A man of ominivorous intellectual appetite, our Rebel in Chief had learned several of the local dialects last week so he could get on the spot information. The mission reminded him of the old days, when he and Sly had gone off on many a black op, penetrating Hanoi, assassinating cadre in Laos, and in general winning the Vietnam war (before, of course, Ted Kennedy, directed by radio phone from Moscow, drowned the war at Chappaquiddick). It felt good getting back to mission strength, and as Bush donned his disguise – popping a betel nut in his mouth, adjusting his white beard and his turban, and putting one sandaled foot after the other – he wondered why he’d ever let this go. Of course, at the end of the mission in Nam, he’d accepted that he’d be more use off of the field – bankrupting small oil companies, being shoehorned by his Dad’s friends into an undeserved windfall with a baseball team, and of course illegally selling stock – all disguising the real trajectory of his life: to become a war president. Even then he knew it would be mano a mano with the dreaded Saddam. No wonder he had a few drink sodden and frankly coked up years there.

But that was long ago, and he couldn’t let regret cloud his mind now as he inquired about the democratizing process among the villagers. Quickly he learned that Musharraf was so popular that nobody in all Pakistan felt like there was any need for an election. This confirmed our man’s intuition: democracy, as he himself had learned in 2000, sometimes meant going beyond the mere fact that you lose an election to the higher fact that you know, in your gut, that you deserve to win. Bush smiled grimly to himself, as he made his way from one Waziristan village to another: Mush, as he liked to call him, would have been on the team in Florida.

But then there was this Osama character. Some memory loss thing, perhaps attributable to that night in Lubbock when he frankly went overboard smokin’ rock, scenes from his past in the Cambodian jungle seeming to lurk in the corners of that cowboy bar, perhaps that was the problem. In excellent Pashto, our Rebel in Chief made his discrete queries about the famous terrorist. He noted the Osama burgers joints that were popping up in every village center. He noticed the Osama informercial playing on many a tv set in the village night. He noticed the Osama look a like contest, the sign on one of the villages quaint Holiday Inns (One Night Only: Osama and his Merry Men), and the ads in the paper: terrorists wanted! It almost made him think of something. But at this point, the betel nut was really giving him a reminiscent buzz, so he decided to cut Mush some slack. After all, our Rebel in Chief himself really hadn’t done all that much about “terrorism” (Karl always used the quote fingers back in the Oval office). This wasn’t No Child Left Behind, where you had to pass some friggin’ test – this was Nam!

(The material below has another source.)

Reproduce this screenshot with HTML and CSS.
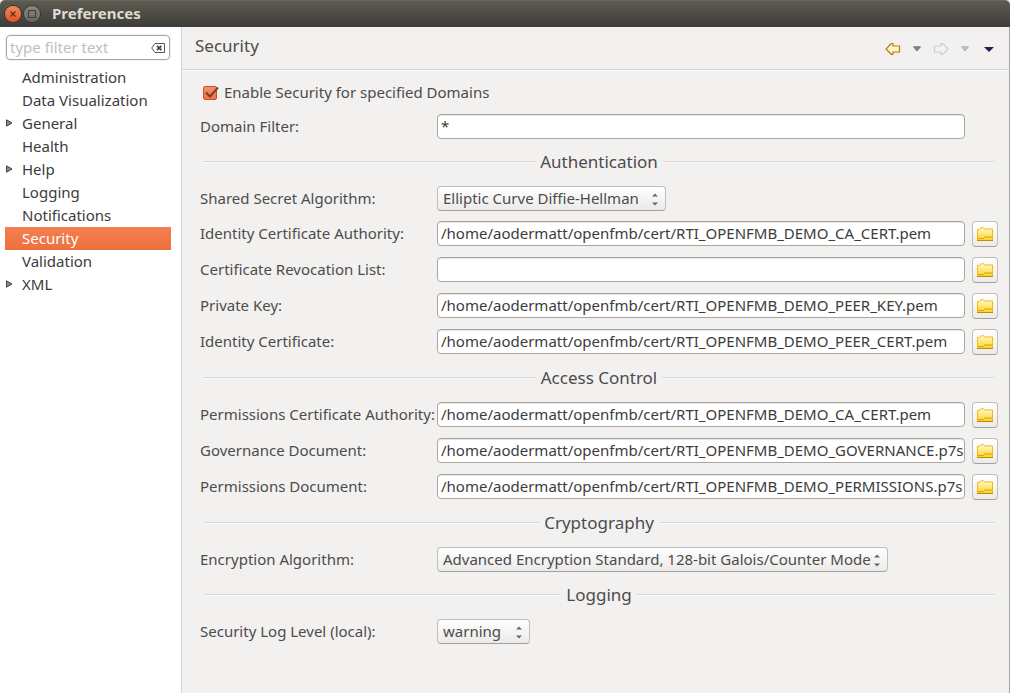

It was always Nam, in the end. Our Rebel in Chief radioed in – time to be picked up.

4 comments:

Anonymous said...

Some of the beginning of the fiction reminded me of Joseph Heller, it was most amusing. I was remembering 'Good as Gold' somehow, but this may be off. Also a little bit Bruce Wagner, my favourite modern fiction writer. LATimes had a blog a while back about LA fiction, they said 'the City of Hollywood and the Westside doesn't exist anymore,' but that's a crock of shit, because Wagner cranks out a new one about 'The Industry' every year, each one funnier than the last (I even found Armenian almond pastries on H'wood Blvd. due to 'I'll Let You Go'.) They said it was all Montclair, City of Industry, Pomona, Hawaiian Gardens, Bell and Bell Gardens, etc., none of this *Western* and *Vermont* acid-homo talk. Of course, Wagner's a little provincial-cosmopolitan, you have to be an LA enthusiast, but I think he has proved that the limitations of the internet are still substantial enough for us to have a few more years of physical concentration. I wondered if you'd read him, he wrote teleplay of 'Wild Palms' for Oliver Smith way back in 1993 about 2007--and it seems truer than ever that 2007 is going to be like that. Was first science fiction-like thing I saw that started using the near future rather than faraway future. I thought it was magnificent, and it made me sick for a few weeks. Wagner knows things about LA even Joan Didion never dreamed of. I think you could really write well for Playboy, but you're probably too principled. Hell, if they paid me, I'd even start preferring chicks.

Roger Gathmann said...

Yeah, I've reviewed Wagner for somebody. Was it the Chronicle? I liked his first novel, but the one struck me as slightly not right in tone, I'll let you go. I was staying with a friend, a jazz enthusiast, actually, in LA when I did the Wagner review.

Roger Gathmann said...

oops. Somehow my sentence got garbled: "I liked the first one, but the second, I'll let you go, struck me as not right in tone." By which I mean I felt like he was not in control of his subject.

Anonymous said...

I actually liked 'I'll Let You Go' less than the previous 'I'm Losing You' which I thought was the best and the harshest (very good movie adaptation he did too, Janet Maslin all wrong not to think so)one of the trilogy (I just discovered he wrote 'Still Holding'as the 3rd part, haven't read it yet.) Only continued with this because critics seemed to think 'I'll Let You Go' was some sort of huge achievement, although I didn't--I thought he was running out and that's when I thought the internet was making the novel even more vaporous than it is anyway. The newest one 'The Chrysanthemum Palace' is MUCH better, I think, even if Mme. Kakutani thinks otherwise in her infinite Nipponese wisdom. I like the way he doesn't care if he uses vulgarities openly instead of trying to apologize for them. I now want to start staying at the Chateau Marmont if I had the money, if my hot-sheet motel gets sold (they are now doing a new deal to close down 60 H'wood Blvd. businesses. This is too depressing, it might really look like 42nd goddam Street.